Here’s a brutal truth: whilst you’ve been firefighting your way through another quarter, your competitors have been quietly building the one thing that scales—culture. They’ve stepped away from the chaos, gathered their leadership teams, and invested in the strategic thinking that actually moves the needle. The cost of staying stuck in day-to-day operations? Research from Gallup shows that companies with engaged leadership teams are 2.3 times more likely to outperform their peers on revenue growth. Yet most founders I meet haven’t run a proper management off-site in over a year.

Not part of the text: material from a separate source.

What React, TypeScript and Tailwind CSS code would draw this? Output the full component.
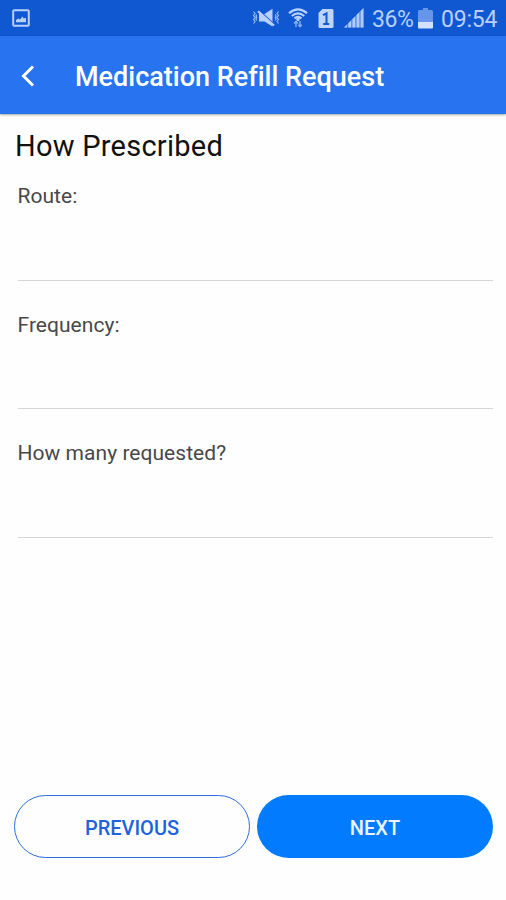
import React from 'react';

interface FieldProps {
  id: string;
  label: string;
}

const PictureIcon = () => (
  <svg width="18" height="18" viewBox="0 0 18 18" fill="none" aria-hidden="true">
    <rect x="1.2" y="1.2" width="15.6" height="15.6" rx="1" stroke="#b9d0fa" strokeWidth="2" />
    <path d="M4 13.2V11l2.2-1.6 1.8 1.2L10.4 7.6l1.4 1.8 2.2-.6v4.4z" fill="#b9d0fa" />
  </svg>
);

const VibrateMuteIcon = () => (
  <svg width="28" height="20" viewBox="0 0 28 20" fill="none" aria-hidden="true">
    <path d="M7 6h5.5L20.5.8v17.6l-8-5H7z" fill="#b9d0fa" />
    <path d="M7.5 2.8l14 12.6" stroke="#1057d2" strokeWidth="1.2" />
    <path d="M6 3.2l16 14.3" stroke="#b9d0fa" strokeWidth="2.2" />
    <path
      d="M1.5 3.5l1.6 2-1.6 2 1.6 2-1.6 2 1.6 2-1.6 2M4.8 6.5l-.9 1.5.9 1.5-.9 1.5.9 1.5M26.5 3.5l-1.6 2 1.6 2-1.6 2 1.6 2-1.6 2 1.6 2M23.2 6.5l.9 1.5-.9 1.5.9 1.5-.9 1.5"
      stroke="#a3c0f7"
      strokeWidth="1.1"
    />
  </svg>
);

const WifiIcon = () => (
  <svg width="20" height="20" viewBox="0 0 20 20" fill="none" aria-hidden="true">
    <path d="M1 5.2Q10-2.4 19 5.2M3.8 8Q10 2.8 16.2 8M6.5 10.4Q10 7.6 13.5 10.4" stroke="#b9d0fa" strokeWidth="2.2" />
    <circle cx="10" cy="11.5" r="1.7" fill="#b9d0fa" />
    <path d="M8 19v-5.5M6 15.5l2-2.2 2 2.2" stroke="#86adf5" strokeWidth="1.4" />
    <path d="M12 13v6M10.3 16.8l1.7 2 1.9-2" stroke="#86adf5" strokeWidth="1.4" />
  </svg>
);

const SimIcon = () => (
  <svg width="16" height="19" viewBox="0 0 16 19" fill="none" aria-hidden="true">
    <path d="M4.5 0H14a1.5 1.5 0 0 1 1.5 1.5v16A1.5 1.5 0 0 1 14 19H2a1.5 1.5 0 0 1-1.5-1.5V4z" fill="#bfd4fb" />
    <path d="M5 6.2l3.5-1.8V15M5.2 15h6" stroke="#1057d2" strokeWidth="2" />
  </svg>
);

const SignalIcon = () => (
  <svg width="20" height="20" viewBox="0 0 20 20" aria-hidden="true">
    <path d="M0 19.5L19.5 0v19.5z" fill="#4d83e6" />
    <path d="M0 19.5l3-3v3zM4.3 15.2l2.9-2.9v7.2H4.3zM8.4 11.1l2.9-2.9v11.3H8.4zM12.5 7l2.9-2.9v15.4h-2.9zM16.6 2.9L19.5 0v19.5h-2.9z" fill="#b0caf9" />
  </svg>
);

const BatteryIcon = () => (
  <svg width="15" height="21" viewBox="0 0 15 21" aria-hidden="true">
    <path d="M5 0h5v2h3.5A1.5 1.5 0 0 1 15 3.5V14H0V3.5A1.5 1.5 0 0 1 1.5 2H5z" fill="#6795e9" />
    <path d="M0 14h15v5.5a1 1 0 0 1-1 1H1a1 1 0 0 1-1-1z" fill="#d3e1fc" />
  </svg>
);

function StatusBar() {
  return (
    <div className="flex h-9 items-center bg-[#1057d2] pr-2 pl-3 text-[#b9d0fa]">
      <PictureIcon />
      <div className="ml-auto flex items-center">
        <VibrateMuteIcon />
        <span className="ml-2"><WifiIcon /></span>
        <span className="ml-2.5"><SimIcon /></span>
        <span className="ml-2.5"><SignalIcon /></span>
        <span className="ml-2 w-[42px] pt-[3px] text-[23px] leading-9 tracking-[-0.4px]">36%</span>
        <span className="ml-1"><BatteryIcon /></span>
        <span className="ml-2 w-[57px] pt-[3px] text-[23px] leading-9 tracking-[-0.2px]">09:54</span>
      </div>
    </div>
  );
}

function Field({ id, label }: FieldProps) {
  return (
    <div className="flex h-[128.5px] flex-col border-b border-[#d6d6d6]">
      <label htmlFor={id} className="pt-[30px] text-[21px] leading-7 tracking-[0.04px] text-[#484848]">
        {label}
      </label>
      <input id={id} type="text" className="w-full flex-1 bg-transparent text-xl outline-none" />
    </div>
  );
}

export default function App() {
  return (
    <div className="flex h-[900px] w-[506px] flex-col bg-[#fefefe] font-['Roboto',sans-serif]">
      <StatusBar />
      <header className="flex h-[78px] shrink-0 items-center bg-[#2874f0] pl-[21px] shadow-[0_1px_2px_rgba(0,0,0,0.35)]">
        <button aria-label="Back">
          <svg width="14" height="22" viewBox="0 0 14 22" fill="none" className="mt-0.5">
            <path d="M12 1.5L2.5 11l9.5 9.5" stroke="#fff" strokeWidth="3" />
          </svg>
        </button>
        <h1 className="ml-10 pt-[3px] text-[27px] leading-8 font-medium text-white [font-variant-ligatures:none]">
          Medication Refill Request
        </h1>
      </header>

      <main className="flex flex-1 flex-col pt-3.5 pr-[13px] pl-[15px]">
        <h2 className="h-6 text-[29px] leading-9 tracking-[0.25px] text-[#111]">How Prescribed</h2>
        <form className="pl-[2.5px]">
          <Field id="route" label="Route:" />
          <Field id="frequency" label="Frequency:" />
          <Field id="quantity" label="How many requested?" />
        </form>
        <div className="mt-auto mb-[42px] -ml-px grid grid-cols-2 gap-[7px]">
          <button className="h-[63px] rounded-full border border-[#2f6be0] pt-0.5 text-xl font-medium text-[#1f63dc]">
            PREVIOUS
          </button>
          <button className="h-[63px] rounded-full bg-[#027bff] pt-0.5 text-xl font-medium text-[#eaf3ff]">NEXT</button>
        </div>
      </main>
    </div>
  );
}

The firefighting trap is killing your scale-up
If you feel too busy for an off-site, that’s exactly why you need one. It’s tempting for founders to stay glued to daily operations—it feels productive, and let’s face it, you’re probably a bit of a control freak. Most entrepreneurs are.
I see it everywhere. Brilliant founders who’ve built something remarkable, then find themselves drowning in operational quicksand. Every day becomes about putting out fires rather than preventing them. Every meeting becomes about what’s urgent, not what’s important.
Sound familiar?
The irony is painful. You started this business to build something bigger than yourself, but now you’re the bottleneck. Your team looks to you for direction, but you’re too busy managing crises to provide it. The quarterly cadence that scales becomes impossible when you’re living week-to-week.
I’ve seen this from both sides of the divide – as a company leader myself at Rackspace and Peer 1, and from running dozens of off-site strategy sessions for my mentoring clients. Here’s what I’ve learned: stepping back isn’t a luxury. It’s survival.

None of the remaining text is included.